— Start DATASET CONTENT —
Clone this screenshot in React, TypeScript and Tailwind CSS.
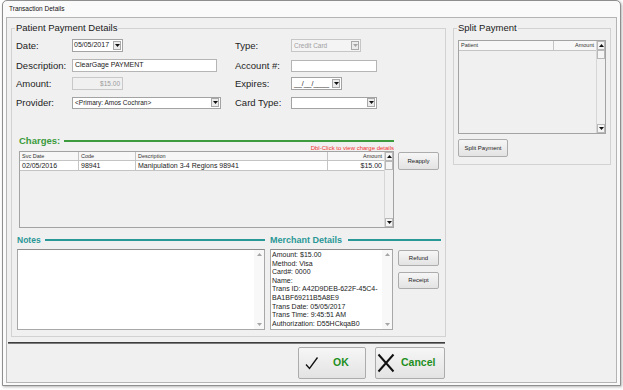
import React from 'react';

function Tri({ up, grey }: { up?: boolean; grey?: boolean }) {
  return (
    <svg width="5" height="3" viewBox="0 0 5 3" className="block">
      <path d={up ? 'M0 3H5L2.5 0Z' : 'M0 0H5L2.5 3Z'} fill={grey ? '#a6a6a6' : '#111'} />
    </svg>
  );
}

function DropBtn({ grey }: { grey?: boolean }) {
  return (
    <span className="ml-auto mr-[1px] flex h-[9px] w-[8px] shrink-0 items-center justify-center border border-[#a9a9a9] bg-[#ececec]">
      <Tri grey={grey} />
    </span>
  );
}

function Label({ children }: { children: React.ReactNode }) {
  return <div className="w-[56px] shrink-0 text-[9.5px] leading-[13px] text-[#1d1d1d]">{children}</div>;
}

function Btn({ className, children }: { className: string; children: React.ReactNode }) {
  return (
    <div
      className={`flex items-center justify-center rounded-[2px] border border-[#acacac] bg-gradient-to-b from-[#f6f6f6] to-[#e3e3e3] text-[6px] text-[#222] ${className}`}
    >
      {children}
    </div>
  );
}

function Scroll({ thumb, flat }: { thumb?: boolean; flat?: boolean }) {
  if (flat) {
    return (
      <div className="flex w-[10px] shrink-0 flex-col items-center bg-[#f8f8f8] py-[3px]">
        <Tri up grey />
        <div className="flex-1" />
        <Tri grey />
      </div>
    );
  }
  return (
    <div className="flex w-[9px] shrink-0 flex-col border-l border-[#d6d6d6] bg-[#f0f0f0]">
      <div className="flex h-[9px] items-center justify-center border border-[#b8b8b8] bg-[#f5f5f5]">
        <Tri up />
      </div>
      {thumb && <div className="h-[9px] border border-[#b8b8b8] bg-[#f5f5f5]" />}
      <div className="flex-1" />
      <div className="flex h-[9px] items-center justify-center border border-[#b8b8b8] bg-[#f5f5f5]">
        <Tri />
      </div>
    </div>
  );
}

const merchant = [
  'Amount: $15.00',
  'Method: Visa',
  'Card#: 0000',
  'Name:',
  'Trans ID: A42D9DEB-622F-45C4-',
  'BA1BF69211B5A8E9',
  'Trans Date: 05/05/2017',
  'Trans Time: 9:45:51 AM',
  'Authorization: D55HCkqaB0',
];

export default function App() {
  return (
    <div className="h-[390px] w-[623px] overflow-hidden bg-white pt-0 font-['Liberation_Sans',Arial,sans-serif] text-[#1a1a1a]">
      <div className="ml-[2px] flex h-[386px] w-[619px] flex-col rounded-t-[5px] border border-[#8e8e8e] bg-[#fafafa] px-[3px] pb-[2px] shadow-[1px_1px_3px_rgba(0,0,0,0.3)]">
        <div className="flex h-[16px] items-center pl-[3px] text-[6.5px] text-[#111]">Transaction Details</div>
        <div className="flex flex-1 border border-[#b4b4b4] bg-[#f0f0f0] pl-[1px] pt-[4px]">
          {/* left column */}
          <div className="flex w-[437px] flex-col">
            <fieldset className="ml-[3px] h-[315px] w-[432px] border border-[#d2d2d2] px-[4px]">
              <legend className="-ml-[1px] px-[1px] text-[9.5px] leading-[12px] text-[#1a1a1a]">Patient Payment Details</legend>
              <div className="mt-[5px] flex">
                <div className="flex w-[219px] flex-col">
                  <div className="flex h-[13px] items-center">
                    <Label>Date:</Label>
                    <div className="flex h-[13px] w-[51px] items-center border border-[#a3a3a3] bg-white pl-[1px] text-[7px]">
                      05/05/2017
                      <DropBtn />
                    </div>
                  </div>
                  <div className="mt-[7px] flex h-[13px] items-center">
                    <Label>Description:</Label>
                    <div className="flex h-[13px] w-[145px] items-center border border-[#b5b5b5] bg-white pl-[2px] text-[7px]">
                      ClearGage PAYMENT
                    </div>
                  </div>
                  <div className="mt-[5px] flex h-[13px] items-center">
                    <Label>Amount:</Label>
                    <div className="flex h-[13px] w-[51px] items-center justify-end border border-[#c8c8c8] bg-[#f0f0f0] pr-[2px] text-[6.5px] text-[#9a9a9a]">
                      $15.00
                    </div>
                  </div>
                  <div className="mt-[6px] flex h-[13px] items-center">
                    <Label>Provider:</Label>
                    <div className="flex h-[12px] w-[149px] items-center border border-[#a3a3a3] bg-white pl-[2px] text-[6.5px]">
                      &lt;Primary: Amos Cochran&gt;
                      <DropBtn />
                    </div>
                  </div>
                </div>
                <div className="flex flex-col">
                  <div className="flex h-[13px] items-center">
                    <Label>Type:</Label>
                    <div className="flex h-[13px] w-[70px] items-center border border-[#c6c6c6] bg-[#f4f4f4] pl-[2px] text-[6.5px] text-[#a0a0a0]">
                      Credit Card
                      <DropBtn grey />
                    </div>
                  </div>
                  <div className="mt-[7px] flex h-[13px] items-center">
                    <Label>Account #:</Label>
                    <div className="h-[12px] w-[86px] border border-[#b5b5b5] bg-white" />
                  </div>
                  <div className="mt-[5px] flex h-[13px] items-center">
                    <Label>Expires:</Label>
                    <div className="flex h-[13px] w-[51px] items-center border border-[#a3a3a3] bg-white pl-[2px] text-[7px] leading-[7px]">
                      __/__/____
                      <DropBtn />
                    </div>
                  </div>
                  <div className="mt-[6px] flex h-[13px] items-center">
                    <Label>Card Type:</Label>
                    <div className="flex h-[12px] w-[86px] items-center border border-[#a3a3a3] bg-white">
                      <DropBtn />
                    </div>
                  </div>
                </div>
              </div>

              {/* charges */}
              <div className="ml-[3px] mt-[27px] flex gap-[4px]">
                <div className="flex w-[375px] flex-col">
                  <div className="flex h-[9px] items-center">
                    <span className="text-[9.5px] font-bold leading-[9px] text-[#3a9a3a]">Charges:</span>
                    <div className="ml-[4px] h-[2px] flex-1 bg-[#3c9b3c]" />
                  </div>
                  <div className="h-[6px] text-right text-[6px] leading-[6px] text-[#f03030]">Dbl-Click to view charge details</div>
                  <div className="flex h-[77px] border border-[#a3a3a3] bg-[#f0f0f0]">
                    <div className="flex flex-1 flex-col">
                      <div className="flex h-[9px] border-b border-[#c4c4c4] bg-[#f7f7f7] text-[5.5px] leading-[8px] text-[#333]">
                        <div className="w-[59px] border-r border-[#c4c4c4] px-[2px]">Svc Date</div>
                        <div className="w-[57px] border-r border-[#c4c4c4] px-[2px]">Code</div>
                        <div className="w-[192px] border-r border-[#c4c4c4] px-[2px]">Description</div>
                        <div className="flex-1 px-[2px] text-right">Amount</div>
                      </div>
                      <div className="flex h-[10px] border-b border-[#c4c4c4] bg-white text-[7px] leading-[9px]">
                        <div className="w-[59px] border-r border-[#c4c4c4] px-[2px]">02/05/2016</div>
                        <div className="w-[57px] border-r border-[#c4c4c4] px-[2px]">98941</div>
                        <div className="w-[192px] border-r border-[#c4c4c4] px-[2px]">Manipulation 3-4 Regions 98941</div>
                        <div className="flex-1 px-[2px] text-right">$15.00</div>
                      </div>
                    </div>
                    <Scroll thumb />
                  </div>
                </div>
                <Btn className="mt-[16px] h-[18px] w-[41px]">Reapply</Btn>
              </div>

              {/* notes + merchant */}
              <div className="ml-[1px] mt-[7px] flex">
                <div className="flex w-[248px] flex-col">
                  <div className="flex h-[10px] items-center">
                    <span className="text-[8.5px] font-bold leading-[10px] text-[#2a9797]">Notes</span>
                    <div className="ml-[4px] h-[2px] flex-1 bg-[#2a9898]" />
                  </div>
                  <div className="mt-[4px] flex h-[81px] border border-[#a8a8a8] border-t-[#8c8c8c] bg-white">
                    <div className="flex-1" />
                    <Scroll flat />
                  </div>
                </div>
                <div className="ml-[5px] flex w-[171px] flex-col">
                  <div className="flex h-[10px] items-center">
                    <span className="text-[9px] font-bold leading-[10px] text-[#2a9797]">Merchant Details</span>
                    <div className="ml-[6px] h-[2px] flex-1 bg-[#2a9898]" />
                  </div>
                  <div className="mt-[4px] flex">
                    <div className="flex h-[81px] w-[123px] border border-[#a8a8a8] border-t-[#8c8c8c] bg-white">
                      <div className="flex-1 pl-[1px] pt-[1px] text-[7px] leading-[8.6px] text-[#222]">
                        {merchant.map((l) => (
                          <div key={l} className="whitespace-nowrap">{l}</div>
                        ))}
                      </div>
                      <Scroll flat />
                    </div>
                    <div className="ml-[5px] flex flex-col">
                      <Btn className="mt-[1px] h-[16px] w-[41px]">Refund</Btn>
                      <Btn className="mt-[6px] h-[17px] w-[41px]">Receipt</Btn>
                    </div>
                  </div>
                </div>
              </div>
            </fieldset>

            <div className="mt-[5px] h-[2px] w-full border-t border-[#3e3e3e] bg-[#7a7a7a]" />

            <div className="mt-[3px] flex justify-end gap-[9px] pr-[0px]">
              <Btn className="h-[32px] w-[68px] !justify-start pl-[6px]">
                <svg width="14" height="14" viewBox="0 0 14 14" className="block">
                  <path d="M1 8.5L4.5 12.5L12.5 1.5" stroke="#111" strokeWidth="1.3" fill="none" />
                </svg>
                <span className="ml-[14px] text-[10.5px] font-bold text-[#1e8f1e]">OK</span>
              </Btn>
              <Btn className="h-[32px] w-[70px] !justify-start pl-[1px]">
                <svg width="18" height="20" viewBox="0 0 18 20" className="block">
                  <path d="M1.5 1.5L16.5 18.5M16.5 1.5L1.5 18.5" stroke="#111" strokeWidth="2" fill="none" />
                </svg>
                <span className="ml-[6px] text-[10.5px] font-bold text-[#1e8f1e]">Cancel</span>
              </Btn>
            </div>
          </div>

          {/* right column */}
          <div className="ml-[8px]">
            <fieldset className="h-[143px] w-[158px] border border-[#d2d2d2] px-[4px]">
              <legend className="-ml-[1px] px-[1px] text-[9.5px] leading-[12px] text-[#1a1a1a]">Split Payment</legend>
              <div className="mt-[6px] flex h-[94px] w-[148px] border border-[#a3a3a3] bg-[#f0f0f0]">
                <div className="flex flex-1 flex-col">
                  <div className="flex h-[10px] border-b border-[#c4c4c4] bg-[#f7f7f7] text-[5.5px] leading-[9px] text-[#333]">
                    <div className="w-[95px] border-r border-[#c4c4c4] px-[2px]">Patient</div>
                    <div className="flex-1 px-[2px] text-right">Amount</div>
                  </div>
                </div>
                <Scroll thumb />
              </div>
              <Btn className="mt-[5px] h-[18px] w-[50px]">Split Payment</Btn>
            </fieldset>
          </div>
        </div>
      </div>
    </div>
  );
}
— End DATASET CONTENT —
#### EXERCISE:
Copy each line of the listing that holds the word "React".

#### SOLUTION FOR THIS EXERCISE:
Clone this screenshot in React, TypeScript and Tailwind CSS.
import React from 'react';
function Label({ children }: { children: React.ReactNode }) {
function Btn({ className, children }: { className: string; children: React.ReactNode }) {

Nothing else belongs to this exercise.